Joshua C. Macey
This Article traces the development of three legal rules—cost recovery for vertically integrated utilities, the requirement that regulators assess the financial viability of energy projects before issuing a certificate of public convenience and necessity, and the filed rate doctrine—that emerged out of the view that electric power companies should be shielded from market forces. It argues that important elements of these legal rules have become “zombie energy laws.” Zombie energy laws are statutes, regulations, and judicial precedents that continue to apply after their underlying economic and legal bases dissipate. Zombie energy laws were originally designed to protect consumers by, among other things, preventing utilities from exploiting their market power.
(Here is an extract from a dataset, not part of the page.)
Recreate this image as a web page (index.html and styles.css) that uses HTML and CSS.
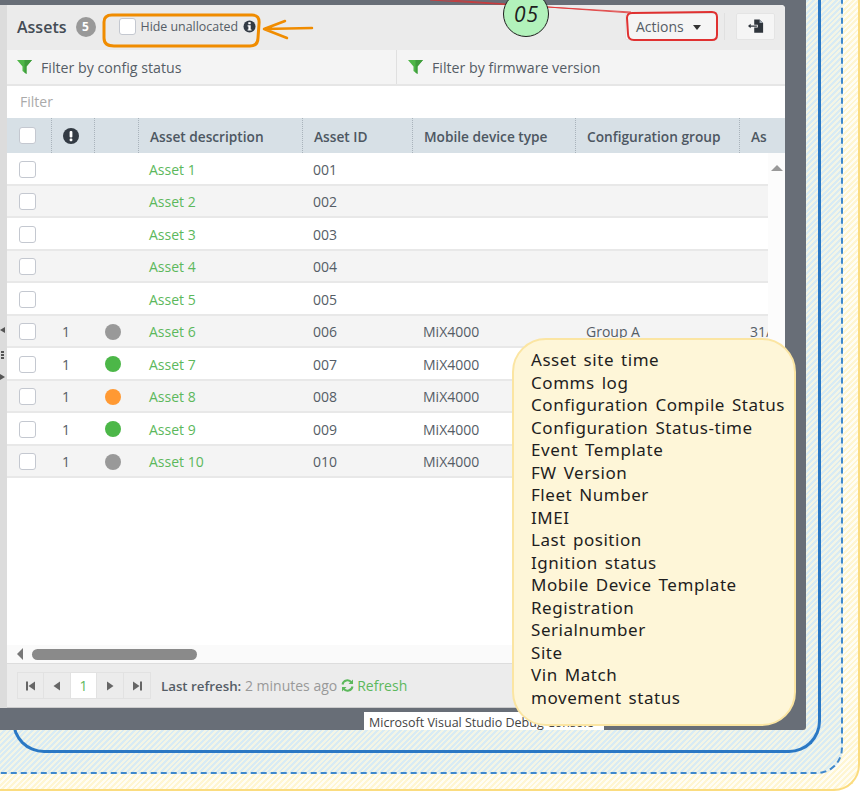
FILE: index.html
```html
<!DOCTYPE html>
<html lang="en">
<head>
    <meta charset="UTF-8">
    <title>Assets</title>
    <link rel="stylesheet" href="styles.css">
</head>
<body>
<div class="zone-yellow">
<div class="zone-blue">
<div class="zone-line">
<div class="frame">
    <div class="gutter">
        <svg width="7" height="60" viewBox="0 0 7 60"><path d="M0 3L5 0V6Z" fill="#555"/><rect x="1" y="24" width="3" height="2" fill="#555"/><rect x="1" y="27" width="3" height="2" fill="#555"/><rect x="1" y="30" width="3" height="2" fill="#555"/><path d="M0 47V53L5 50Z" fill="#555"/></svg>
    </div>
    <section class="panel">
        <header class="titlebar">
            <h1>Assets</h1>
            <span class="badge">5</span>
            <label class="hide-check">
                <span class="check"></span>
                <span>Hide unallocated</span>
                <svg width="13" height="13" viewBox="0 0 13 13"><circle cx="6.5" cy="6.5" r="6" fill="#333b44"/><rect x="5.3" y="2.2" width="2.4" height="2" fill="#fff"/><path d="M4.6 5.3H7.7V9.4H8.6V10.6H4.6V9.4H5.4V6.5H4.6Z" fill="#fff"/></svg>
            </label>
            <div class="title-actions">
                <button class="btn btn-actions">Actions <i class="caret"></i></button>
                <span class="sep"></span>
                <button class="btn btn-export">
                    <svg width="16" height="15" viewBox="0 0 18 16"><path d="M7 0H13L17 4V15H7V9H11V6H7Z" fill="#2f353c"/><path d="M13 0L17 4H13Z" fill="#9aa3ad"/><path d="M0 7.5L3 5V6.8H10V8.2H3V10Z" fill="#2f353c"/></svg>
                </button>
            </div>
        </header>

        <div class="filters">
            <div class="filter-cell filter-cell-a">
                <svg class="funnel" width="15" height="14" viewBox="0 0 15 14"><path d="M0 0H15L9.5 6.5V14L5.5 11V6.5Z" fill="#4fb648"/><path d="M7.5 0H15L9.5 6.5V14L7.5 12.5Z" fill="#3f9c3c"/></svg>
                Filter by config status
            </div>
            <div class="filter-cell">
                <svg class="funnel" width="15" height="14" viewBox="0 0 15 14"><path d="M0 0H15L9.5 6.5V14L5.5 11V6.5Z" fill="#4fb648"/><path d="M7.5 0H15L9.5 6.5V14L7.5 12.5Z" fill="#3f9c3c"/></svg>
                Filter by firmware version
            </div>
        </div>

        <div class="filter-input">Filter</div>

        <div class="row row-head">
            <div class="cell"><span class="check"></span></div>
            <div class="cell"><svg width="16" height="16" viewBox="0 0 16 16"><circle cx="8" cy="8" r="8" fill="#333b44"/><rect x="6.6" y="3" width="2.8" height="6.4" rx="1" fill="#fff"/><rect x="6.6" y="10.6" width="2.8" height="2.6" rx="1" fill="#fff"/></svg></div>
            <div class="cell"></div>
            <div class="cell">Asset description</div>
            <div class="cell">Asset ID</div>
            <div class="cell">Mobile device type</div>
            <div class="cell">Configuration group</div>
            <div class="cell">As</div>
        </div>

        <div class="table-body">
            <div class="rows">
                <div class="row"><div class="cell"><span class="check"></span></div><div class="cell"></div><div class="cell"></div><div class="cell link">Asset 1</div><div class="cell">001</div><div class="cell"></div><div class="cell"></div><div class="cell"></div></div>
                <div class="row row-alt"><div class="cell"><span class="check"></span></div><div class="cell"></div><div class="cell"></div><div class="cell link">Asset 2</div><div class="cell">002</div><div class="cell"></div><div class="cell"></div><div class="cell"></div></div>
                <div class="row"><div class="cell"><span class="check"></span></div><div class="cell"></div><div class="cell"></div><div class="cell link">Asset 3</div><div class="cell">003</div><div class="cell"></div><div class="cell"></div><div class="cell"></div></div>
                <div class="row row-alt"><div class="cell"><span class="check"></span></div><div class="cell"></div><div class="cell"></div><div class="cell link">Asset 4</div><div class="cell">004</div><div class="cell"></div><div class="cell"></div><div class="cell"></div></div>
                <div class="row"><div class="cell"><span class="check"></span></div><div class="cell"></div><div class="cell"></div><div class="cell link">Asset 5</div><div class="cell">005</div><div class="cell"></div><div class="cell"></div><div class="cell"></div></div>
                <div class="row row-alt"><div class="cell"><span class="check"></span></div><div class="cell">1</div><div class="cell"><i class="dot dot-grey"></i></div><div class="cell link">Asset 6</div><div class="cell">006</div><div class="cell">MiX4000</div><div class="cell">Group A</div><div class="cell">31/</div></div>
                <div class="row"><div class="cell"><span class="check"></span></div><div class="cell">1</div><div class="cell"><i class="dot dot-green"></i></div><div class="cell link">Asset 7</div><div class="cell">007</div><div class="cell">MiX4000</div><div class="cell"></div><div class="cell"></div></div>
                <div class="row row-alt"><div class="cell"><span class="check"></span></div><div class="cell">1</div><div class="cell"><i class="dot dot-orange"></i></div><div class="cell link">Asset 8</div><div class="cell">008</div><div class="cell">MiX4000</div><div class="cell"></div><div class="cell"></div></div>
                <div class="row"><div class="cell"><span class="check"></span></div><div class="cell">1</div><div class="cell"><i class="dot dot-green"></i></div><div class="cell link">Asset 9</div><div class="cell">009</div><div class="cell">MiX4000</div><div class="cell"></div><div class="cell"></div></div>
                <div class="row row-alt"><div class="cell"><span class="check"></span></div><div class="cell">1</div><div class="cell"><i class="dot dot-grey"></i></div><div class="cell link">Asset 10</div><div class="cell">010</div><div class="cell">MiX4000</div><div class="cell"></div><div class="cell"></div></div>
            </div>
            <div class="v-rail"><i class="arrow-up"></i></div>
        </div>

        <div class="h-scroll"><i class="arrow-left"></i><span class="h-thumb"></span></div>

        <footer class="pager-bar">
            <div class="pager">
                <span class="page-btn"><svg width="10" height="10" viewBox="0 0 10 10"><rect x="0" y="0.5" width="2" height="9" fill="#666"/><path d="M9 0.5V9.5L2.5 5Z" fill="#666"/></svg></span>
                <span class="page-btn"><svg width="8" height="10" viewBox="0 0 8 10"><path d="M7 0.5V9.5L0.5 5Z" fill="#666"/></svg></span>
                <span class="page-btn page-current">1</span>
                <span class="page-btn"><svg width="8" height="10" viewBox="0 0 8 10"><path d="M1 0.5V9.5L7.5 5Z" fill="#666"/></svg></span>
                <span class="page-btn"><svg width="10" height="10" viewBox="0 0 10 10"><path d="M1 0.5V9.5L7.5 5Z" fill="#666"/><rect x="8" y="0.5" width="2" height="9" fill="#666"/></svg></span>
            </div>
            <span class="refresh-text"><b>Last refresh:</b> <span class="muted">2 minutes ago</span></span>
            <span class="refresh-link">
                <svg width="13" height="13" viewBox="0 0 13 13" fill="none" stroke="#5cb85c" stroke-width="2"><path d="M1.5 5.5A5 5 0 0 1 10.5 3.5"/><path d="M11.5 7.5A5 5 0 0 1 2.5 9.5"/><path d="M12 0.5V5H7.5Z" fill="#5cb85c" stroke="none"/><path d="M1 12.5V8H5.5Z" fill="#5cb85c" stroke="none"/></svg>
                Refresh
            </span>
        </footer>
    </section>
</div>
</div>
</div>
</div>

<div class="taskbar-tip">Microsoft Visual Studio Debug Console</div>

<!-- sketch markup on top of the screenshot -->
<svg class="markup" width="863" height="793" viewBox="0 0 863 793" fill="none">
    <path d="M104 22Q104 15 112 15L252 15Q260 15 259 24L258 38Q258 46 250 46L114 46Q104 46 104 38Z" stroke="#f08c00" stroke-width="3"/>
    <path d="M312 28L264 29M264 29L285 21M264 29L287 38" stroke="#f08c00" stroke-width="2.5" stroke-linecap="round"/>
    <path d="M430 0L631 12M450 0L631 13" stroke="#e03131" stroke-width="0.8"/>
    <path d="M632 13L712 12Q717 12 717 17L717 35Q717 40 712 40L634 40Q628 40 628 34L627 18Q627 13 632 13Z" stroke="#e03131" stroke-width="2"/>
    <circle cx="526" cy="14" r="22.5" fill="#b2f2bb" stroke="#1e1e1e" stroke-width="1"/>
</svg>
<div class="step-no">05</div>

<aside class="note">
    <p>Asset site time</p>
    <p>Comms log</p>
    <p>Configuration Compile Status</p>
    <p>Configuration Status-time</p>
    <p>Event Template</p>
    <p>FW Version</p>
    <p>Fleet Number</p>
    <p>IMEI</p>
    <p>Last position</p>
    <p>Ignition status</p>
    <p>Mobile Device Template</p>
    <p>Registration</p>
    <p>Serialnumber</p>
    <p>Site</p>
    <p>Vin Match</p>
    <p>movement status</p>
</aside>
</body>
</html>
```

FILE: styles.css
```css
* { box-sizing: border-box; margin: 0; padding: 0 }
html, body { height: 793px; overflow: hidden; background: #fff }
body { position: relative; font-family: "Open Sans", sans-serif; font-size: 14px; color: #555d66 }

/* hatched canvas behind the screenshot */
.zone-yellow {
    width: 860px; height: 791px; padding: 0 15px 15px 0;
    border-right: 2px solid #fbdc7f; border-bottom: 2px solid #fbdc7f; border-bottom-right-radius: 26px;
    background: repeating-linear-gradient(-45deg, #fff6d2 0, #fff6d2 2px, #fffdf4 2px, #fffdf4 4px);
}
.zone-blue {
    height: 100%; padding: 0 20px 19px 0;
    border-right: 2px dashed #3f88cc; border-bottom: 2px dashed #3f88cc; border-bottom-right-radius: 26px;
    background: repeating-linear-gradient(-45deg, #d8ebf4 0, #d8ebf4 2px, #f3f5e6 2px, #f3f5e6 4px);
}
.zone-line {
    height: 100%; margin-left: 12px; padding: 0 12px 18px 0;
    border-left: 3px solid #2a78c4; border-right: 3px solid #2a78c4; border-bottom: 3px solid #2a78c4;
    border-radius: 0 0 32px 32px;
}
.frame {
    display: flex; height: 730px; margin-left: -15px; padding: 5px 21px 22px 0;
    background: #686e77; border-bottom-right-radius: 3px;
}

.gutter { width: 7px; padding-top: 322px; background: #dcdcdc }
.gutter svg { display: block }

.panel { flex: 1; display: flex; flex-direction: column; min-width: 0; background: #fff; border-top-right-radius: 4px; overflow: hidden }

.titlebar { display: flex; align-items: center; height: 45px; padding: 0 10px 2px 10px; background: #ebebeb; flex: none }
.titlebar h1 { font-size: 16px; font-weight: 600; color: #444c55 }
.badge { width: 20px; height: 20px; margin-left: 9px; border-radius: 50%; background: #999; color: #fff; font-size: 12px; font-weight: 700; line-height: 20px; text-align: center }
.hide-check { display: flex; align-items: center; margin-left: 23px; font-size: 12.4px; color: #555d66 }
.hide-check .check { margin-right: 5px }
.hide-check svg { margin-left: 5px }
.title-actions { display: flex; align-items: center; margin-left: auto }
.btn { height: 27px; border: 1px solid #e4e4e4; border-radius: 2px; background: #f5f5f5; font-family: inherit; font-size: 14px; color: #555d66 }
.btn-actions { width: 92px; padding-left: 10px; text-align: left }
.caret { display: inline-block; margin-left: 6px; vertical-align: 2px; border-top: 5px solid #333; border-left: 4.5px solid transparent; border-right: 4.5px solid transparent }
.sep { width: 1px; height: 27px; margin: 0 11px 0 7px; background: #e0e0e0 }
.btn-export { width: 39px; display: flex; align-items: center; justify-content: center }

.check { display: block; width: 17px; height: 17px; background: #fff; border: 1px solid #c4c8d0; border-radius: 3px }

.filters { display: flex; height: 36px; flex: none; background: #f4f4f4; border-bottom: 2px solid #e6e6e6 }
.filter-cell { display: flex; align-items: center; padding-left: 11px; font-size: 14.2px; color: #555d66; flex: 1 }
.filter-cell-a { flex: none; width: 390px; padding-left: 10px; border-right: 1px solid #e0e0e0 }
.funnel { margin-right: 9px }

.filter-input { height: 32px; flex: none; padding: 6px 0 0 13px; color: #aaa; font-size: 14px }

.row { display: grid; grid-template-columns: 44px 43px 44px 164px 110px 163px 164px 46px; height: 32.5px; border-bottom: 2px solid #e8e8e8; overflow: hidden; white-space: nowrap }
.cell { display: flex; align-items: center; padding-left: 11px; min-width: 0 }
.cell:first-child { padding-left: 12px }
.rows .cell { padding-top: 2px }
.row-head { height: 35px; flex: none; width: 100%; background: #d7e0e6; border: none; font-size: 13.7px; font-weight: 600; color: #4d5762 }
.row-head .cell:nth-child(n+4) { padding-top: 2px }
.row-head .cell + .cell { border-left: 1px dotted #a9b3bb }
.row-alt { background: #f4f4f4 }
.link { color: #5cb85c }

.dot { display: block; width: 16px; height: 16px; border-radius: 50% }
.dot-grey { background: #999 }
.dot-green { background: #4cb748 }
.dot-orange { background: #ff9933 }

.table-body { flex: 1; display: flex; min-height: 0; overflow: hidden }
.rows { width: 761px; flex: none; overflow: hidden }
.rows .row { width: 761px; grid-template-columns: 44px 43px 44px 164px 110px 163px 164px 29px }
.v-rail { flex: 1; padding: 12px 0 0 3px; background: #fcfcfc }
.arrow-up { display: block; width: 0; border-bottom: 6px solid #999; border-left: 6px solid transparent; border-right: 6px solid transparent }

.h-scroll { display: flex; align-items: center; height: 18px; flex: none; padding-left: 10px; background: #fafafa }
.arrow-left { display: block; border-right: 6px solid #777; border-top: 6px solid transparent; border-bottom: 6px solid transparent }
.h-thumb { display: block; width: 165px; height: 11px; margin-left: 9px; border-radius: 6px; background: #8a8a8a }

.pager-bar { display: flex; align-items: center; height: 45px; flex: none; padding-left: 10px; background: #ececec; border-top: 1px solid #ddd; border-bottom: 1px solid #ccc; font-size: 14px }
.pager { display: flex; height: 27px; border: 1px solid #e2e2e2; margin-right: 10px }
.page-btn { display: flex; align-items: center; justify-content: center; width: 26.4px; border-right: 1px solid #e2e2e2 }
.page-btn:last-child { border-right: none }
.page-current { background: #fff; color: #5cb85c }
.refresh-text b { font-size: 13.3px; font-weight: 600 }
.muted { color: #999 }
.refresh-link { display: flex; align-items: center; gap: 3px; margin-left: 4px; color: #5cb85c }

/* things lying over the screenshot */
.taskbar-tip { position: absolute; left: 364px; top: 712px; width: 240px; height: 18px; padding-left: 5px; background: #fff; font-size: 12.5px; line-height: 21px; color: #444; white-space: nowrap; overflow: hidden }
.markup { position: absolute; left: 0; top: 0 }
.step-no { position: absolute; left: 514px; top: 0; font-size: 21px; font-style: italic; color: #1e1e1e; letter-spacing: 1px }
.note {
    position: absolute; left: 512px; top: 338px; width: 284px; height: 388px; padding: 9px 0 0 17px;
    background: #fef6d8; border: 2px solid #fbe5a2; border-radius: 34px;
    font-family: "Noto Sans", sans-serif; font-size: 17px; line-height: 22.5px; letter-spacing: 0.55px; word-spacing: 2px; color: #1e1e1e; white-space: nowrap;
}
```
Today, however, they protect incumbent fossil fuel generators and have provided the legal basis for invalidating billions of dollars of wind and solar projects. Thus, energy laws that emerged to mitigate market power abuses under the old system of utility rate regulation now entrench incumbent market power and are impeding the transition to a cleaner energy system. In this way, zombie energy laws are protecting incumbent energy companies from traditional tort, contract, and antitrust laws that prevent firms operating in ordinary industries from acting anticompetitively.
This Article concludes by arguing that the Federal Power Act, which instructs the Federal Energy Regulatory Commission to maintain “just and reasonable” wholesale rates, can plausibly be read to mitigate—and, in some cases, eliminate—the market distortions caused by zombie energy laws. The Act’s meaning should be construed to fit the market structure to which it is being applied.